Mas cercana al realismo alla Mark Twain de Mud (Jeff Nichols, 2012) que al cine con tintes apocalípticos de Take shelter (Jeff Nichols, 2011) o Midnight Special( Jeff Nichols, 2016), aquï el director pretende llevarnos a un insólito punto en su carrera: un cine que propone un grado cero de ficción. Adentrarnos en una suerte de utopía documental. Un cine de observación que pretende una recreación mimética de personajes y situaciones. “Previsualised” (el anti cine) decía el gran Brian De Palma en su documental reciente. Y es ahí donde Loving abre un precedente.

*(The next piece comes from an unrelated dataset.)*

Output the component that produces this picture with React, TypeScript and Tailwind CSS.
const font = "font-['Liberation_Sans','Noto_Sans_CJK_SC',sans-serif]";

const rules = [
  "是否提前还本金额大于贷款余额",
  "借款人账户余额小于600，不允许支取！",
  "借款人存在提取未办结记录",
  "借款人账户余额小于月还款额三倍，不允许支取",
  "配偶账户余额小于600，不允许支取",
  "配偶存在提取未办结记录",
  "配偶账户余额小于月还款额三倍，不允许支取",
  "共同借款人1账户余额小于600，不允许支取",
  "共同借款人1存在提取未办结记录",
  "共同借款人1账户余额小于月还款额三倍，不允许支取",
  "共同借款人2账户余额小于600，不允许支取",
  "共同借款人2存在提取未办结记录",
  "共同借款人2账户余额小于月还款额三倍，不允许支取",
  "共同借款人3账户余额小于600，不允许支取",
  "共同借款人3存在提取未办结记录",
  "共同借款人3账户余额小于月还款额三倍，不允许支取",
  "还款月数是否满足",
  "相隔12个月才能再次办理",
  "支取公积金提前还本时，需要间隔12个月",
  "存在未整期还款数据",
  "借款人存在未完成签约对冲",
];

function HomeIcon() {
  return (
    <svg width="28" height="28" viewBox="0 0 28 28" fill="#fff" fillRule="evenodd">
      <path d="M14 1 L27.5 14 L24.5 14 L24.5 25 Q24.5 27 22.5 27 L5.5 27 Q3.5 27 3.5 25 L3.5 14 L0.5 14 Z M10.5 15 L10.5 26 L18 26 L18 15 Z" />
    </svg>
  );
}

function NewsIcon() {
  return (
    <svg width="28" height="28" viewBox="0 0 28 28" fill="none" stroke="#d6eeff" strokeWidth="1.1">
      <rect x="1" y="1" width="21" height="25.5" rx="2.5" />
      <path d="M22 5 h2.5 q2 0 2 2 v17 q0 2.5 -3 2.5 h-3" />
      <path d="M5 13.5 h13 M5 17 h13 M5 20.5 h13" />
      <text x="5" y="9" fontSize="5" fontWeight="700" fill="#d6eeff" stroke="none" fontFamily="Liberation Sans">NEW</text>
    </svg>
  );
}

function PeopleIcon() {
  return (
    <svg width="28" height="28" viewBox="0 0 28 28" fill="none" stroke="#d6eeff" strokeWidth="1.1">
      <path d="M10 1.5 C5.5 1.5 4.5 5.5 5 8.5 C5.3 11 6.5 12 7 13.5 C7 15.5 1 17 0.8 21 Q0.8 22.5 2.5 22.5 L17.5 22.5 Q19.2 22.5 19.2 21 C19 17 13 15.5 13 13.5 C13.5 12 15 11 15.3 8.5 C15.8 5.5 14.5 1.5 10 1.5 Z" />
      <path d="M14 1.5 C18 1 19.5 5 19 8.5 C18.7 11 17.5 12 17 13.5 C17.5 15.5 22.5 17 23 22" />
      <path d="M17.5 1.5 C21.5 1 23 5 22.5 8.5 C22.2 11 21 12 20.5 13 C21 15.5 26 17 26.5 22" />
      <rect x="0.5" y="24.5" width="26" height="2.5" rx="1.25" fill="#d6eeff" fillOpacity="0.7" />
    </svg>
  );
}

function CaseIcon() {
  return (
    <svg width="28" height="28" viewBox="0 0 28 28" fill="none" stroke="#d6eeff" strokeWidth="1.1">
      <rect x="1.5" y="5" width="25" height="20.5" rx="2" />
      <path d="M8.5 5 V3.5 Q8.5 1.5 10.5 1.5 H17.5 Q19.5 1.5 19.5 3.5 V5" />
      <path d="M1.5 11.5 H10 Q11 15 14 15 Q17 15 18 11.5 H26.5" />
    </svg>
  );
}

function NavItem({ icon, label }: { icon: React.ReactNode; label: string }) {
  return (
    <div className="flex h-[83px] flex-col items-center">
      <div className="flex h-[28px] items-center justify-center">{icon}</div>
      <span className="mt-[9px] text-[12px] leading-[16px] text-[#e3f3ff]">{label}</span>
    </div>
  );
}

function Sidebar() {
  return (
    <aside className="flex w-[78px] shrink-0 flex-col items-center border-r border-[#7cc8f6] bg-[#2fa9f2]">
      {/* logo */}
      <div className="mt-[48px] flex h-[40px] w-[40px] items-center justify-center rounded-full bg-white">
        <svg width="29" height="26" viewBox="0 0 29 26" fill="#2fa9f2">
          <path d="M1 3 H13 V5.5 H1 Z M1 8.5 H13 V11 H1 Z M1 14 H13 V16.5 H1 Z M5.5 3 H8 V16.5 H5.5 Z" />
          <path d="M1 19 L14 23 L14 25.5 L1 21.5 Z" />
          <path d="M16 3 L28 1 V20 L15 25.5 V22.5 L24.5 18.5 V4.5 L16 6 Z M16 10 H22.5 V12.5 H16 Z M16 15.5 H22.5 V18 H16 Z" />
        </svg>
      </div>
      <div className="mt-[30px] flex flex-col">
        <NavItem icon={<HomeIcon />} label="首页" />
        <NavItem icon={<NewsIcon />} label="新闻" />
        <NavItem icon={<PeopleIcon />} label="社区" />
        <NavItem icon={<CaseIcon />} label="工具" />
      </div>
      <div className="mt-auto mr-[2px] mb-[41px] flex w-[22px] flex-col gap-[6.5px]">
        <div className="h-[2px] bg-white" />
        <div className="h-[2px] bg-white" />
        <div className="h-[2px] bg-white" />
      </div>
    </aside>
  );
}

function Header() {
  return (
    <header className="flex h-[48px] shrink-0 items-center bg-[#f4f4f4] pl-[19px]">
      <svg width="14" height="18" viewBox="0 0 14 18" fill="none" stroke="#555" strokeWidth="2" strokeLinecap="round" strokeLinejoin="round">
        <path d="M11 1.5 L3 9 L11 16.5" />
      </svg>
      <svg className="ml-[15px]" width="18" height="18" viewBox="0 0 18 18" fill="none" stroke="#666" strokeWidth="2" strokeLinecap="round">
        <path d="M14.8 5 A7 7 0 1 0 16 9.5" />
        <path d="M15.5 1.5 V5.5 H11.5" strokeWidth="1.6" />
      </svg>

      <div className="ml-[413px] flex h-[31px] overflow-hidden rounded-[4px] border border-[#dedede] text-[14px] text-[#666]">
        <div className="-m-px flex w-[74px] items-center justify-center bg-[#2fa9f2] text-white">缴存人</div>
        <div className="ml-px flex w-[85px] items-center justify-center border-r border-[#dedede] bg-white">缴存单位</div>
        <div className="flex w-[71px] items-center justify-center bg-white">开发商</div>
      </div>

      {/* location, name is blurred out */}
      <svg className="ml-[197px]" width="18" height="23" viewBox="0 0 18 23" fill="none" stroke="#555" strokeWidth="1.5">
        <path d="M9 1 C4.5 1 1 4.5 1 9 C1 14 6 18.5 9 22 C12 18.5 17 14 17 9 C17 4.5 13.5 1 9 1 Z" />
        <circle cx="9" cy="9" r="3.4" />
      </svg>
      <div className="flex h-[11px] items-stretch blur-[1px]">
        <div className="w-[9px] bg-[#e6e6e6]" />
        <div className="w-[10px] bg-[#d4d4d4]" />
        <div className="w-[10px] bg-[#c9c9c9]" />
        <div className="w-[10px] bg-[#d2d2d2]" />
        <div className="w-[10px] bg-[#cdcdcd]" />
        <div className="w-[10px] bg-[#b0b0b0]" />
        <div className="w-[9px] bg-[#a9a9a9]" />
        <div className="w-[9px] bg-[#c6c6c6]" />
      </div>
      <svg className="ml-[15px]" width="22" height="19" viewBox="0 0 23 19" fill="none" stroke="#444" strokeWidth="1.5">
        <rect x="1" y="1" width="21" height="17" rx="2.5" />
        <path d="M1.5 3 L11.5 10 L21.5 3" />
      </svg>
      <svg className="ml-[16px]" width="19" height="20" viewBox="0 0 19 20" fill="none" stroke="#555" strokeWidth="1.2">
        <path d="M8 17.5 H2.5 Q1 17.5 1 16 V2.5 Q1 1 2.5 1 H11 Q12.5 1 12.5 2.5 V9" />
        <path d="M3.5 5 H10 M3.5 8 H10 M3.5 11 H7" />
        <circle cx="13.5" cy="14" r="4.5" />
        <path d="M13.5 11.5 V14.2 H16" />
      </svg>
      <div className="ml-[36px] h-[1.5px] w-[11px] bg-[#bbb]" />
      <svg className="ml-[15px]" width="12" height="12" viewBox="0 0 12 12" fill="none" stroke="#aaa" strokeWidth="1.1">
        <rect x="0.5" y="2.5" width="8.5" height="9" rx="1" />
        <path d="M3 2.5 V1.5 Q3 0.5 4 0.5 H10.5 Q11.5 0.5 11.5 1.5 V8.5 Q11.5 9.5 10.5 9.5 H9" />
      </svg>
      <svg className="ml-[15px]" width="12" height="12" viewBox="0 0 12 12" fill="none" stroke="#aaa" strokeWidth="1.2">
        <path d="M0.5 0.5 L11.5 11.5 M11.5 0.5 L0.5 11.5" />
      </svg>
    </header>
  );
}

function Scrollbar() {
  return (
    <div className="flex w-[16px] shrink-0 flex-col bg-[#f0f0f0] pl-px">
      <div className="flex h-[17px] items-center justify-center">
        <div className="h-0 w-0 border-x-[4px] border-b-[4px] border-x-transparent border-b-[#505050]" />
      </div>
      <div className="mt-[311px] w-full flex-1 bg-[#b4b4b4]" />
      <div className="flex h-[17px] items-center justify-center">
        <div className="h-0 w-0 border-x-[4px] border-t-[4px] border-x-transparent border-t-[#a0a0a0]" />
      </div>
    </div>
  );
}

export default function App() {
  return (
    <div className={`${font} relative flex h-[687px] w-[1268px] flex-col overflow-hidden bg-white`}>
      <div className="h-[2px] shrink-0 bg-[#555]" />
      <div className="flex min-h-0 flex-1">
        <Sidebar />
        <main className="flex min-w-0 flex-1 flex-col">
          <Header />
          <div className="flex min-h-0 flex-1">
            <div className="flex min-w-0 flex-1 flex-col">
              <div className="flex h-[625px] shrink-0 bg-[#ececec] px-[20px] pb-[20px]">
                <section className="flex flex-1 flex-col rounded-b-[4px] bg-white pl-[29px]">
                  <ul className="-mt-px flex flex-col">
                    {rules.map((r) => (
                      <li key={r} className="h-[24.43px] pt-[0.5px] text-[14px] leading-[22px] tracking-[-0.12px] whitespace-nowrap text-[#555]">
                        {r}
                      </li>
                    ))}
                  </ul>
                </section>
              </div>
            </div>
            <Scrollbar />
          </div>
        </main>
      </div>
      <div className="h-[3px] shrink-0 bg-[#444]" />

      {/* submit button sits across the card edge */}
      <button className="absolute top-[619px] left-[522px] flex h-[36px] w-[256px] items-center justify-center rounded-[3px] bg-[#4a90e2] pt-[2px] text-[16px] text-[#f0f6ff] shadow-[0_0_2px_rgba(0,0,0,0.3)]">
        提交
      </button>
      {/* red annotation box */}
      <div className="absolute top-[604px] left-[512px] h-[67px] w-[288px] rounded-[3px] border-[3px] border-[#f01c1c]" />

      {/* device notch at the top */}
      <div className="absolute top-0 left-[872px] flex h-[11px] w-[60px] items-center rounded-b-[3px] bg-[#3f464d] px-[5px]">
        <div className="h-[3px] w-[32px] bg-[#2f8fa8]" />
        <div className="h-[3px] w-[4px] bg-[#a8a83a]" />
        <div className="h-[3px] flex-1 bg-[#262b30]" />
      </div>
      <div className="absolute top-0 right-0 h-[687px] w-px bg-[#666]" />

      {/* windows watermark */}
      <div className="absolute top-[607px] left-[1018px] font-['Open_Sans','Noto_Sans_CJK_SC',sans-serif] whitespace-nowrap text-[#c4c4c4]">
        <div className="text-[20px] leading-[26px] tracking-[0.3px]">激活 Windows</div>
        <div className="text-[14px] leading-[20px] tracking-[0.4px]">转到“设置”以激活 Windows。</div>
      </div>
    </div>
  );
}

Porque Nichols sigue a rajatabla el manual del “cineasta con buena conciencia” pero a pesar eso y del respeto y el pudor hacia los personajes, la película no supera el techo creativo de una “biografía autorizada”. Un telefilm ilustrativo, bien intencionado. Sin subrayados, con perfecto dominio formal pero sin alma. De esa forma, la fuerza formal (que es la fuerza de las ideas y corazón convertidas en imagen y sonido) de las anteriores películas de Nichols desaparece.

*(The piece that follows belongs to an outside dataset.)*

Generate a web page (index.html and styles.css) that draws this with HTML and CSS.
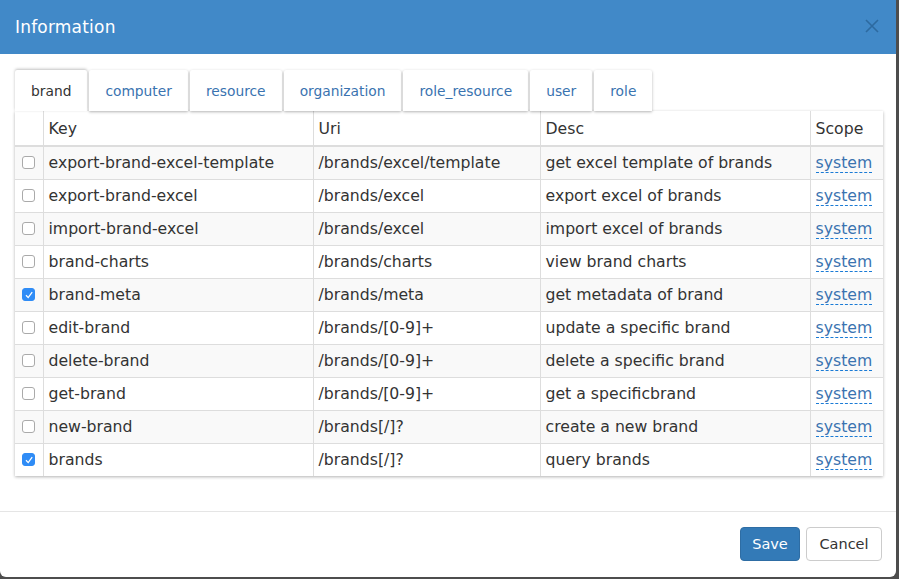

¿Por qué? Quizás porque no la película mantiene una lealtad inmóvil con Richard y Mildred Dolores Jeter Loving (ya fallecidos) y sus descendientes, intentando no cuestionar ni profundizar en otros aspectos de las víctimas. Es asi que el rigor documental se imopone para seguir cada una de las instancias judiciales del caso, pero para graficarlo (para dibujar la intimidad de la pareja) usa como principal (y exclusiva) fuente el foto-reportaje de la revista Life realizado por el gran Grey Villet, fotógrafo sudafricano acostumbrado a los problemas segregacionistas por haber convivido con el apartheid. Villet (el verdadero artista) no está y su fantasma deambula por toda la película de Nichols. De hecho, Michael Shannon (actor fetiche de Nichols), es el encargado de personificarlo y de llevar adelante el doble rol de Villet-Nichols. La película es un homenaje a Richard y Mildred Loving pero también a Grey Villet.

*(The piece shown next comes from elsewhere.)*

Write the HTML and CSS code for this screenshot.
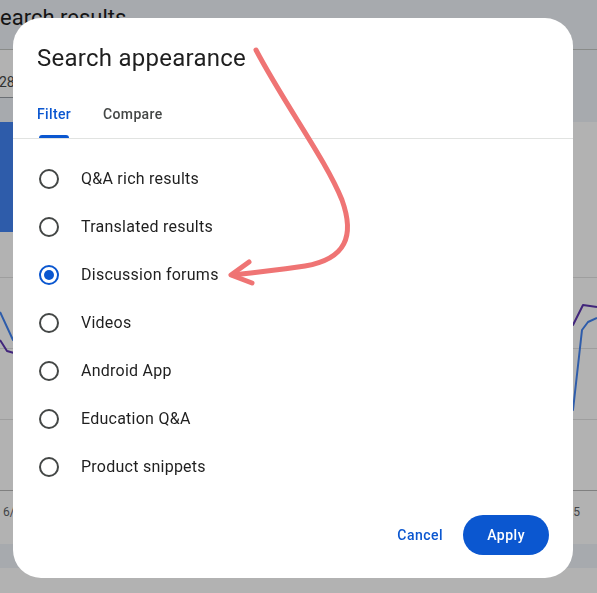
FILE: index.html
```html
<!DOCTYPE html>
<html lang="en">
<head>
<meta charset="utf-8">
<title>Search appearance</title>
<link rel="stylesheet" href="styles.css">
</head>
<body>
<div class="page">
  <header class="topbar"><h1 class="page-title">Search results</h1></header>
  <div class="toolbar"><div class="chip">28 days</div></div>
  <section class="perf-card">
    <div class="metrics"><div class="metric metric-clicks"></div></div>
    <div class="chart">
      <div class="gridline"></div>
      <div class="gridline"></div>
      <div class="gridline"></div>
      <div class="gridline axis-line"></div>
      <svg class="chart-lines" viewBox="0 0 597 259" preserveAspectRatio="none">
        <polyline class="series-impr" points="0,108 7,119 14,121 120,130 300,150 480,120 573,93 583,73 597,75"/>
        <polyline class="series-clicks" points="0,80 13,108 120,140 300,170 480,160 573,178 582,98 588,90 597,86"/>
      </svg>
    </div>
    <div class="axis"><span class="tick tick-first">6/25</span><span class="tick">4/25</span></div>
  </section>
  <div class="band"></div>
</div>
<div class="scrim"></div>
<div class="dialog" role="dialog">
  <h2 class="dialog-title">Search appearance</h2>
  <div class="tabs">
    <div class="tab active"><span class="tab-label">Filter</span></div>
    <div class="tab"><span class="tab-label">Compare</span></div>
  </div>
  <ul class="options">
    <li class="option"><span class="radio"></span><span class="option-label">Q&amp;A rich results</span></li>
    <li class="option"><span class="radio"></span><span class="option-label">Translated results</span></li>
    <li class="option"><span class="radio checked"></span><span class="option-label">Discussion forums</span></li>
    <li class="option"><span class="radio"></span><span class="option-label">Videos</span></li>
    <li class="option"><span class="radio"></span><span class="option-label">Android App</span></li>
    <li class="option"><span class="radio"></span><span class="option-label">Education Q&amp;A</span></li>
    <li class="option"><span class="radio"></span><span class="option-label">Product snippets</span></li>
  </ul>
  <div class="actions">
    <button class="btn btn-text">Cancel</button>
    <button class="btn btn-filled">Apply</button>
  </div>
</div>
<svg class="annotation" viewBox="0 0 597 593">
  <path d="M256,50 C285,105 326,160 342,200 C355,236 346,259 305,266 C280,270 256,272 233,275"/>
  <path d="M249,262 L231,275 L252,283"/>
</svg>
</body>
</html>
```
FILE: styles.css
```css
* { box-sizing: border-box; }
html, body { margin: 0; padding: 0; }
body {
  width: 597px;
  height: 593px;
  overflow: hidden;
  position: relative;
  background: #ffffff;
  font-family: Roboto, "Noto Sans", "Liberation Sans", sans-serif;
}

/* Background page */
.page { display: flex; flex-direction: column; height: 593px; }
.topbar {
  height: 50px;
  flex-shrink: 0;
  background: #f0f4f9;
  border-bottom: 1px solid #c4c7c5;
  overflow: hidden;
}
.page-title {
  margin: 0 0 0 -13px;
  padding-top: 4px;
  font-size: 22px;
  line-height: 28px;
  font-weight: 400;
  color: #1f1f1f;
  white-space: nowrap;
}
.toolbar {
  height: 72px;
  flex-shrink: 0;
  background: #f0f4f9;
}
.chip {
  width: 140px;
  height: 48px;
  margin-left: -1px;
  padding-top: 22px;
  background: #ffffff;
  border-bottom: 1px solid #9aa0a6;
  font-size: 14px;
  line-height: 20px;
  color: #444746;
}
.perf-card { display: flex; flex-direction: column; background: #ffffff; }
.metrics { height: 110px; display: flex; }
.metric-clicks { flex: 0 0 150px; margin-left: -137px; background: #4285f4; }
.chart {
  position: relative;
  height: 259px;
  padding-top: 45px;
  display: flex;
  flex-direction: column;
  gap: 70px;
}
.gridline { height: 1px; background: #e3e3e3; }
.gridline.axis-line { background: #b8b8b8; }
.chart-lines {
  position: absolute;
  left: 0;
  top: 0;
  width: 597px;
  height: 259px;
  fill: none;
  stroke-width: 2;
  stroke-linejoin: round;
}
.series-clicks { stroke: #4285f4; }
.series-impr { stroke: #5e35b1; }
.axis {
  height: 53px;
  display: flex;
  justify-content: space-between;
  padding: 13px 17px 0 0;
  font-size: 12px;
  line-height: 16px;
  color: #5f6368;
}
.tick-first { margin-left: 3px; }
.band { height: 24px; background: #f0f4f9; flex-shrink: 0; }

.scrim {
  position: fixed;
  inset: 0;
  background: rgba(0, 0, 0, 0.3);
}

/* Dialog */
.dialog {
  position: absolute;
  left: 13px;
  top: 18px;
  width: 560px;
  height: 560px;
  background: #ffffff;
  border-radius: 28px;
  display: flex;
  flex-direction: column;
  overflow: hidden;
}
.dialog-title {
  margin: 0;
  padding: 24px 24px 0;
  font-size: 24px;
  line-height: 32px;
  font-weight: 400;
  letter-spacing: 0.25px;
  color: #1f1f1f;
}
.tabs {
  display: flex;
  margin-top: 16px;
  padding: 0 8px;
  border-bottom: 1px solid #e1e3e1;
}
.tab {
  height: 48px;
  padding: 0 16px;
  display: flex;
  font-size: 14px;
  font-weight: 500;
  letter-spacing: 0.35px;
  color: #444746;
}
.tab.active { color: #0b57d0; }
.tab-label { position: relative; display: flex; align-items: center; height: 100%; }
.tab.active .tab-label::after {
  content: "";
  position: absolute;
  left: 2px;
  right: 2px;
  bottom: 0;
  height: 3px;
  background: #0b57d0;
  border-radius: 3px 3px 0 0;
}
.options { list-style: none; margin: 0; padding: 16px 0 0; }
.option {
  height: 48px;
  display: flex;
  align-items: center;
  gap: 22px;
  padding-left: 26px;
}
.radio {
  width: 20px;
  height: 20px;
  flex-shrink: 0;
  border: 2px solid #444746;
  border-radius: 50%;
  display: flex;
  align-items: center;
  justify-content: center;
}
.radio.checked { border-color: #0b57d0; }
.radio.checked::after {
  content: "";
  width: 10px;
  height: 10px;
  border-radius: 50%;
  background: #0b57d0;
}
.option-label { font-size: 16px; line-height: 24px; letter-spacing: 0.25px; color: #1f1f1f; }
.actions {
  margin-top: auto;
  display: flex;
  justify-content: flex-end;
  gap: 8px;
  padding: 0 24px 23px;
}
.btn {
  height: 40px;
  border: none;
  border-radius: 20px;
  font-family: inherit;
  font-size: 14px;
  font-weight: 500;
  letter-spacing: 0.5px;
  cursor: pointer;
}
.btn-text { padding: 0 12px; background: transparent; color: #0b57d0; }
.btn-filled { padding: 0 24px; background: #0b57d0; color: #ffffff; }

/* Annotation arrow */
.annotation {
  position: fixed;
  left: 0;
  top: 0;
  width: 597px;
  height: 593px;
  pointer-events: none;
  fill: none;
  stroke: #ef7474;
  stroke-width: 5;
  stroke-linecap: round;
  stroke-linejoin: round;
}
```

En la búsqueda de nuevos “retratos de vida” del siempre tentador género de películas basadas en hechos reales, muchos cineastas han ido en la búsqueda de personas y sucesos históricos con el suficiente grado de shock value, pero que ya fueron extensamente retratados en documentales y foto-reportajes, que ya de por si son un hecho artístico consolidado. Y eso es precisamente el foto-reportaje que Villet hizo de los Loving. Como le sucedió a Michael Mann en su Alí, de la que hoy el gran cineasta de Chicago está arrepentido y pretende hacer un recut (tratando de convertirla en un thriller político). Aquella película de Alí (otro ícono de las reivindicaciones raciales) tenía el pesado e insuperable antecedente de la obra maestra When we were kings (Leon Gast, 1996). Lamentablemente el efecto artístico de esa operación mimética es similar al de la remake de Psicosis (Gus Van Sant, 1998): una manera directa de marchar preso al gulag siberiano más recóndito del kitsch (en juicio sumario).

Como en Jackie (Pablo Larraín, 2016), los problemas aquí son los mismos. El cineasta tiene una confianza ciega en sus recursos. Pero desatiende la lectura política. No hay modo de dimensionar a los Kennedy o los Loving con respecto a lo que verdaderamente representan borrándoles todos los bordes irregulares, su pasado, su vida fuera del recorte que propone la ficción, el contexto histórico, limitándolo a las dosis terapéuticas que marca el manual del telefilm (en Loving podemos ver las marchas de Luther King por la libertad y el trabajo en pleno registro televisivo). Y no porque los Kennedy y los Loving, sean archiconocidos o desconocidos para el gran público (dos ejemplos bastante ilustrativos en su contraste), sino porque el cine tiene sus propias reglas y una vez que se inicia la película el espectador entra en el mundo que le propone la diégesis. La frase maestra de Aumont : “todo filme irrealiza lo que representa y lo transforma”. Y no hay modo de salir de ahí. No hay posibilidad de llegar a un grado cero de ficción como pretende utópicamente Nichols en su operación barthesiana. Toda esa ausencia de intrusismo, toda esa falta de corazón y riesgo es ni mas ni menos que “corrección política”, el gran enemigo del cine.

Si solo hay un cine de registros documentales y de acciones dramáticas cardinales que deriva de este en relación jerárquica (acciones dramáticas demasiado convenidas por el mapa de fuentes documentales que impuso el recorte) , aunque se lo intente disfrazar y camuflar dentro de un tono menor, de cine de abrazos y de miradas, de pequeños gestos y de contacto con la naturaleza, lo que falta es, precisamente, el riesgo del registro (riesgo propio de el efecto de captar lo real). El material en cambio se le impone al director al punto de reprimir su estilo (Larraín en Jackie permuta su estilo por uno absolutamente deudor del lenguaje publicitario), lo que lleva a Nichols a imitar la auto-marginación tan característica de sus personajes, y entrar en el fangoso terreno de la despersonalización de su mirada de director. Una auto-mutilación que le quita toda la fuerza a su cine.

Pero afortunadamente no son los únicos “ojos “ de la película. También están los hermosos ojos de Ruth Negga, un hallazgo absoluto, quizás los más expresivos de la historia del cine, a la altura de los de Falconetti o los de Ana Torrent en El espíritu de la colmena (Victor Erice, 1973), créanme que no exagero. Y esos sí son los ojos poderosos de esta historia. Los ojos de su Mildred tienen poco que ver con los ojos de la Mildred original (que también eran hermosos), pero ella –a su Mildred- le pone su alma, su tono, su belleza, su ternura, y su sensibilidad y en esos ojos sí hay cine puro. Pero solo con eso no alcanza.